Build / Post install
- Do a full `make`. This step might also take a few hours depending on what is happening on rsc-c3. It has the slowest disks of any Opteron machine out there.
- Copy old harness binary into `install/bin/snos32/harness`. You can copy `rsc-c3:~tbhudso/src/harness`, although it is possible that there may be a way to build it from the source tree.
- Update `install/linux/bootable/parameters` for our system. For mine, I add `harness=1` and change `bootpath=/rr/current_2.6`, `bootprot=dhcp` and `bootnodeip=192.168.1.1`. There may be a way to modify `linux/initrd/parameters.in` to do this automatically, but I haven't figured it out yet. You will need to redo this after every build of the `linux/initrd` tree. Here is my full file:
earlyprintk=rcal0
load_ramdisk=1
ramdisk_size=80000
acpi=off
console=ttyL0
bootnodeip=192.168.1.1
bootproto=dhcp
bootpath=/rr/current_2.6
rootfs=nfs-shared
pci=lastbus=3
idle=poll
harness=1
Incremental builds
- portals.ko:
make -C linux/portals
- rcad.ko: (can't use -C since it calls pwd)
make -C ~/src/full-nightly/linux/rca
The harder way:
cd RSMS/RCA/rcad
make KERNDIR=~/src/full-nightly/linux/kernel.2.6-ss-lustre26 modules
- Firmware:
make -C hardware/firmware_c clean all install
- Linux kernel (not sure about this one)
make -C linux/kernel.2.6-ss-lustre26
- Catamount QK for Seastar:
make -C catamount SEASTAR=1
Booting Harness Nodes
These are also done on rscsmw2 and should be done for every reboot.
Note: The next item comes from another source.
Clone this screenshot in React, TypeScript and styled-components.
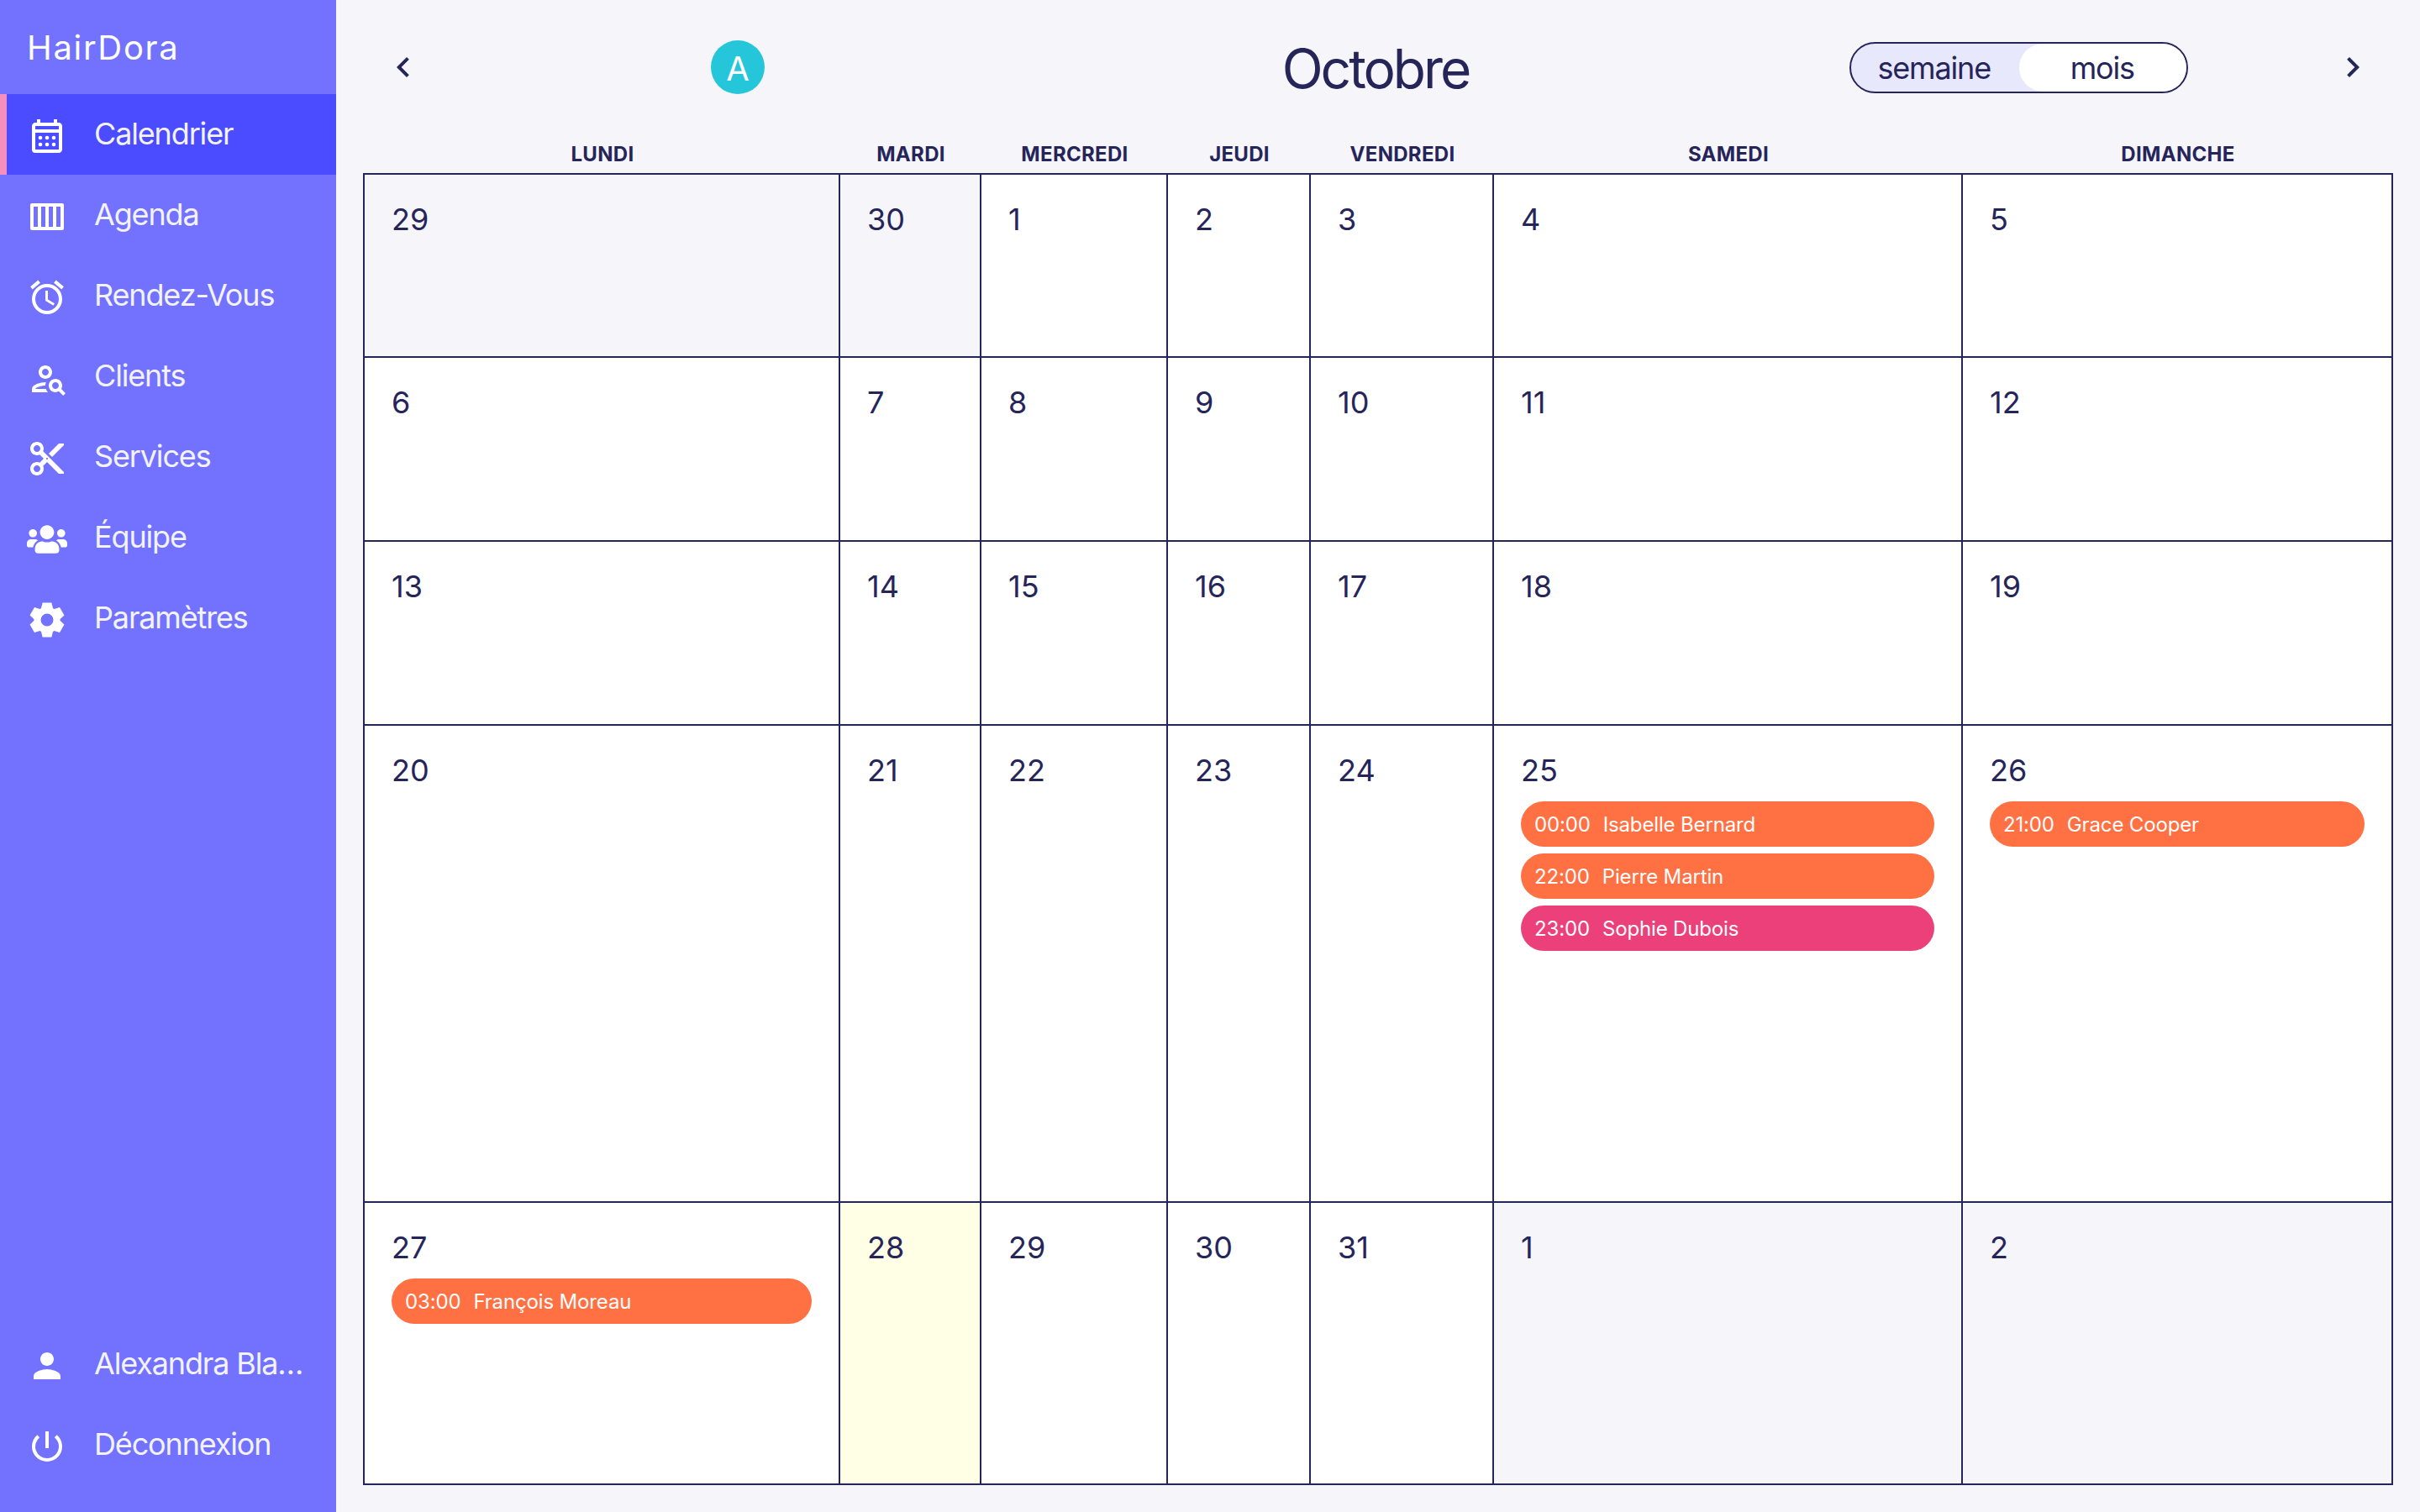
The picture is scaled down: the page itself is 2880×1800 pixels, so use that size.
import React from "react";
import styled, { createGlobalStyle } from "styled-components";
import {
  MdOutlineAlarm,
  MdContentCut,
  MdPerson,
  MdPowerSettingsNew,
  MdOutlinePersonSearch,
  MdChevronLeft,
  MdChevronRight,
} from "react-icons/md";
import { FaUsers } from "react-icons/fa";

const INK = "#25255a";

const GlobalStyle = createGlobalStyle`
  html, body { margin: 0; padding: 0; }
  body { font-family: Inter, "Liberation Sans", sans-serif; background: #f5f5fa; }
  * { box-sizing: border-box; }
`;

const Shell = styled.div`
  display: flex;
  width: 2880px;
  height: 1800px;
  background: #f5f5fa;
  color: ${INK};
  overflow: hidden;
`;

const Sidebar = styled.aside`
  width: 400px;
  flex: none;
  display: flex;
  flex-direction: column;
  background: #7272ff;
  padding-bottom: 32px;
`;

const Logo = styled.div`
  height: 112px;
  display: flex;
  align-items: center;
  padding-left: 32px;
  font-size: 40px;
  letter-spacing: 1.7px;
  color: #fff;
`;

const NavList = styled.nav`
  display: flex;
  flex-direction: column;
  flex: 1;
`;

const NavItem = styled.div<{ $active?: boolean }>`
  height: 96px;
  display: flex;
  align-items: center;
  gap: 32px;
  padding-left: ${(p) => (p.$active ? "24px" : "32px")};
  border-left: ${(p) => (p.$active ? "8px solid #f78fbc" : "none")};
  background: ${(p) => (p.$active ? "#4b4bff" : "transparent")};
  font-size: 36px;
  letter-spacing: -1.15px;
  color: #f3f3ff;
`;

const Spacer = styled.div`
  flex: 1;
`;

const NavIcon = styled.span`
  width: 48px;
  height: 48px;
  margin-top: 4px;
  flex: none;
  display: flex;
  align-items: center;
  justify-content: center;
  color: #fff;
  font-size: 48px;
`;

const NavLabel = styled.span`
  width: 256px;
  padding-bottom: 2px;
  white-space: nowrap;
  overflow: hidden;
  text-overflow: ellipsis;
`;

const SearchPerson = styled(MdOutlinePersonSearch)`
  transform: translate(2px, 1px);
`;

const Main = styled.main`
  flex: 1;
  min-width: 0;
  display: flex;
  flex-direction: column;
  padding: 48px 32px 0;
`;

const TopBar = styled.header`
  height: 64px;
  display: flex;
  align-items: center;
`;

const TopSide = styled.div<{ $end?: boolean }>`
  flex: 1;
  display: flex;
  align-items: center;
  justify-content: ${(p) => (p.$end ? "flex-end" : "flex-start")};
  gap: ${(p) => (p.$end ? "148px" : "318px")};
`;

const Chevron = styled.button`
  width: 96px;
  height: 64px;
  flex: none;
  border: none;
  padding: 0;
  background: none;
  display: flex;
  align-items: center;
  justify-content: center;
  color: ${INK};
  font-size: 48px;
`;

const Avatar = styled.div`
  width: 64px;
  height: 64px;
  padding-top: 3px;
  border-radius: 50%;
  background: #26c6da;
  color: #fff;
  display: flex;
  align-items: center;
  justify-content: center;
  font-size: 40px;
`;

const Title = styled.h1`
  margin: 3px 3px 0 -3px;
  font-size: 64px;
  font-weight: 400;
  line-height: 64px;
  letter-spacing: -3px;
  color: ${INK};
`;

const Toggle = styled.div`
  width: 403px;
  height: 61px;
  margin-top: 1px;
  display: grid;
  grid-template-columns: 1fr 1fr;
  border: 2px solid ${INK};
  border-radius: 31px;
  background: #e8e8fd;
  overflow: hidden;
`;

const ToggleOption = styled.div<{ $white?: boolean }>`
  display: flex;
  align-items: center;
  justify-content: center;
  padding-top: 1px;
  padding-right: ${(p) => (p.$white ? "1px" : "2px")};
  font-size: 36px;
  letter-spacing: -1.15px;
  border-radius: 30px;
  background: ${(p) => (p.$white ? "#fff" : "transparent")};
`;

const DayHeads = styled.div`
  margin-top: 57px;
  padding: 0 2px;
  display: grid;
  grid-template-columns: 566px 168px 222px 170px 218px 558px 512px;
`;

const DayHead = styled.div`
  height: 37px;
  padding-bottom: 8px;
  display: flex;
  align-items: center;
  justify-content: center;
  font-size: 24px;
  font-weight: 700;
  letter-spacing: 0.3px;
  color: ${INK};
`;

const Weeks = styled.div`
  width: 2416px;
  display: grid;
  grid-template-columns: 566px 168px 222px 170px 218px 558px 512px;
  grid-template-rows: 218px 219px 219px 568px 336px;
  border-top: 2px solid ${INK};
  border-left: 2px solid ${INK};
`;

const Cell = styled.div<{ $tone: "plain" | "muted" | "today" }>`
  padding: 31px 32px 0;
  border-right: 2px solid ${INK};
  border-bottom: 2px solid ${INK};
  min-width: 0;
  background: ${(p) =>
    p.$tone === "muted" ? "#f5f5fa" : p.$tone === "today" ? "#ffffe6" : "#fff"};
`;

const DayNumber = styled.div`
  font-size: 36px;
  line-height: 44px;
  margin-bottom: 15px;
  color: ${INK};
`;

const EventPill = styled.div<{ $pink?: boolean }>`
  height: 54px;
  margin-bottom: 8px;
  border-radius: 27px;
  padding: 0 16px;
  display: flex;
  align-items: center;
  gap: 15px;
  background: ${(p) => (p.$pink ? "#ec407a" : "#ff7043")};
  color: #fff;
  font-size: 24px;
  letter-spacing: -0.15px;
  white-space: nowrap;
`;

const CalendarIcon = () => (
  <svg width="48" height="48" viewBox="0 0 24 24" fill="#fff">
    <path
      fillRule="evenodd"
      d="M19 4h-1V2h-2v2H8V2H6v2H5c-1.11 0-1.99.9-1.99 2L3 20a2 2 0 0 0 2 2h14c1.1 0 2-.9 2-2V6c0-1.1-.9-2-2-2zm0 16H5V10h14v10zm0-12H5V6h14v2z"
    />
    {[8, 12, 16].flatMap((x) =>
      [13, 17].map((y) => <circle key={`${x}-${y}`} cx={x} cy={y} r="1.15" />),
    )}
  </svg>
);

const AgendaIcon = () => (
  <svg width="48" height="48" viewBox="0 0 48 48" fill="#fff">
    <path
      fillRule="evenodd"
      d="M6 8h36a2 2 0 0 1 2 2v28a2 2 0 0 1-2 2H6a2 2 0 0 1-2-2V10a2 2 0 0 1 2-2zM8 12v24h5V12zM17 12v24h5V12zM26 12v24h5V12zM35 12v24h5V12z"
    />
  </svg>
);

const GearIcon = () => (
  <svg width="48" height="48" viewBox="-24 -24 48 48" fill="#fff">
    <circle r="11.5" fill="none" stroke="#fff" strokeWidth="8" />
    {[0, 60, 120, 180, 240, 300].map((a) => (
      <polygon key={a} points="-7.2,-13 7.2,-13 5.4,-20.5 -5.4,-20.5" transform={`rotate(${a})`} />
    ))}
  </svg>
);

type EventData = { time: string; name: string; pink?: boolean };
type DayData = { n: number; tone?: "muted" | "today"; events?: EventData[] };

const HEADS = ["LUNDI", "MARDI", "MERCREDI", "JEUDI", "VENDREDI", "SAMEDI", "DIMANCHE"];

const DAYS: DayData[] = [
  { n: 29, tone: "muted" }, { n: 30, tone: "muted" }, { n: 1 }, { n: 2 }, { n: 3 }, { n: 4 }, { n: 5 },
  { n: 6 }, { n: 7 }, { n: 8 }, { n: 9 }, { n: 10 }, { n: 11 }, { n: 12 },
  { n: 13 }, { n: 14 }, { n: 15 }, { n: 16 }, { n: 17 }, { n: 18 }, { n: 19 },
  { n: 20 }, { n: 21 }, { n: 22 }, { n: 23 }, { n: 24 },
  {
    n: 25,
    events: [
      { time: "00:00", name: "Isabelle Bernard" },
      { time: "22:00", name: "Pierre Martin" },
      { time: "23:00", name: "Sophie Dubois", pink: true },
    ],
  },
  { n: 26, events: [{ time: "21:00", name: "Grace Cooper" }] },
  { n: 27, events: [{ time: "03:00", name: "François Moreau" }] },
  { n: 28, tone: "today" }, { n: 29 }, { n: 30 }, { n: 31 }, { n: 1, tone: "muted" }, { n: 2, tone: "muted" },
];

export default function App() {
  return (
    <Shell>
      <GlobalStyle />
      <Sidebar>
        <Logo>HairDora</Logo>
        <NavList>
          <NavItem $active>
            <NavIcon><CalendarIcon /></NavIcon>
            <NavLabel>Calendrier</NavLabel>
          </NavItem>
          <NavItem>
            <NavIcon><AgendaIcon /></NavIcon>
            <NavLabel>Agenda</NavLabel>
          </NavItem>
          <NavItem>
            <NavIcon><MdOutlineAlarm /></NavIcon>
            <NavLabel>Rendez-Vous</NavLabel>
          </NavItem>
          <NavItem>
            <NavIcon><SearchPerson /></NavIcon>
            <NavLabel>Clients</NavLabel>
          </NavItem>
          <NavItem>
            <NavIcon><MdContentCut /></NavIcon>
            <NavLabel>Services</NavLabel>
          </NavItem>
          <NavItem>
            <NavIcon><FaUsers /></NavIcon>
            <NavLabel>Équipe</NavLabel>
          </NavItem>
          <NavItem>
            <NavIcon><GearIcon /></NavIcon>
            <NavLabel>Paramètres</NavLabel>
          </NavItem>
          <Spacer />
          <NavItem>
            <NavIcon><MdPerson /></NavIcon>
            <NavLabel>Alexandra Blanchard</NavLabel>
          </NavItem>
          <NavItem>
            <NavIcon><MdPowerSettingsNew /></NavIcon>
            <NavLabel>Déconnexion</NavLabel>
          </NavItem>
        </NavList>
      </Sidebar>
      <Main>
        <TopBar>
          <TopSide>
            <Chevron><MdChevronLeft /></Chevron>
            <Avatar>A</Avatar>
          </TopSide>
          <Title>Octobre</Title>
          <TopSide $end>
            <Toggle>
              <ToggleOption>semaine</ToggleOption>
              <ToggleOption $white>mois</ToggleOption>
            </Toggle>
            <Chevron><MdChevronRight /></Chevron>
          </TopSide>
        </TopBar>
        <DayHeads>
          {HEADS.map((h) => <DayHead key={h}>{h}</DayHead>)}
        </DayHeads>
        <Weeks>
          {DAYS.map((d, i) => (
            <Cell key={i} $tone={d.tone ?? "plain"}>
              <DayNumber>{d.n}</DayNumber>
              {d.events?.map((e) => (
                <EventPill key={e.time} $pink={e.pink}>
                  <span>{e.time}</span>
                  <span>{e.name}</span>
                </EventPill>
              ))}
            </Cell>
          ))}
        </Weeks>
      </Main>
    </Shell>
  );
}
You should try to minimize the number of full power cycles that you do on the cage. Some of the nodes don't seem to come up reliabily, so we don't power cycle unless things really get wedged. These steps should be sufficient to get the nodes back into a sane state most of the time. Sometimes it doesn't work, in which case you will need to do the full reboot as described above.
Whole cage boots
- Init the entire cage:
rs_init cx24y2c0
- Boot all the qk nodes. The new `coldstart` is very verbose and will generate reams of noise that you probably don't care about.
rs_boot --qk cx24y2c0
- Boot the linux node. Unlike the `--qk` boot, this will give you the console for the Linux node as it boots. Once you see the final startup messages (`Starting SSHD`) it is safe to hit ^C to kill the boot process. If you don't kill it, eventually it will die on its own, but there will be an orphan `bootlinux` process out there that will continue to write the console to this terminal.
rs_boot --l n0.cx24y2
- Login to the service node:
ssh root@rsclogin108
Single node boots
If you crash a node it is possible to reboot that one module and have it rejoin th mesh. Each module has four nodes on it, so re-initing the node will take the other three down as well. If you are just doing one node tests then it is not necessary to bring them all back up.
rs_init n4.cx24y2
rs_boot --qk n{4,5,6,7}.cx24y2
Apendix
Using JTAG interface
- rsh to the L0 for the node (slot = int(node/4), module=int(node%4))
rsh -l root cx24y2c0s1
- Use hdt to dump the registers from module 0
[Compute(24,2,0.1)]# hdt -n 0 -r 0:10 00 0x0000000000000011 # rax 01 0x0000000011000312 # rcx 02 0x0000000000000cfc # rdx 03 0x000000000000001c # rbx 04 0x0000000000000000 # rsp 05 0x0000000000000000 # rbp 06 0x0000000000ff8003 # rsi 07 0x0000000000000000 # rdi 08 0x0000000000000007 # eflags 09 0x000000000000f3e6 # rip
- Use hdt to dump physical memory
hdt -n 0 -d 0x100000:1024
Rebooting rsc-c3
rsc-c3 is on sarpc02. Login as crayadm (password on request):
ssh -l crayadm sarpc02
At the prompt hit "5" for the RPC menu:
DS-Series - F 2.05.03 (C) 2003 Bay Technical Associates Module Name: DS62
Module: 1 Attention Character: ; Device A (2 ,1).........1 Device B (2 ,2).........2 Device C (2 ,3).........3 Device D (2 ,4).........4 DS-RPC (5 ,1).........5 Logout..........................T Enter Request :5
It will print some details about all the ports. Tell it to reboot port 2 (rsc-c3) (1==rsc-c2, 2==rsc-c3, 3==rscsmw2):
DS-RPC>reboot 2 Reboot Outlet 2 (Y/N)? y
Hit ; six times to return to the main screen:
;;;;;;
Hit 2 to watch the console or T to logout.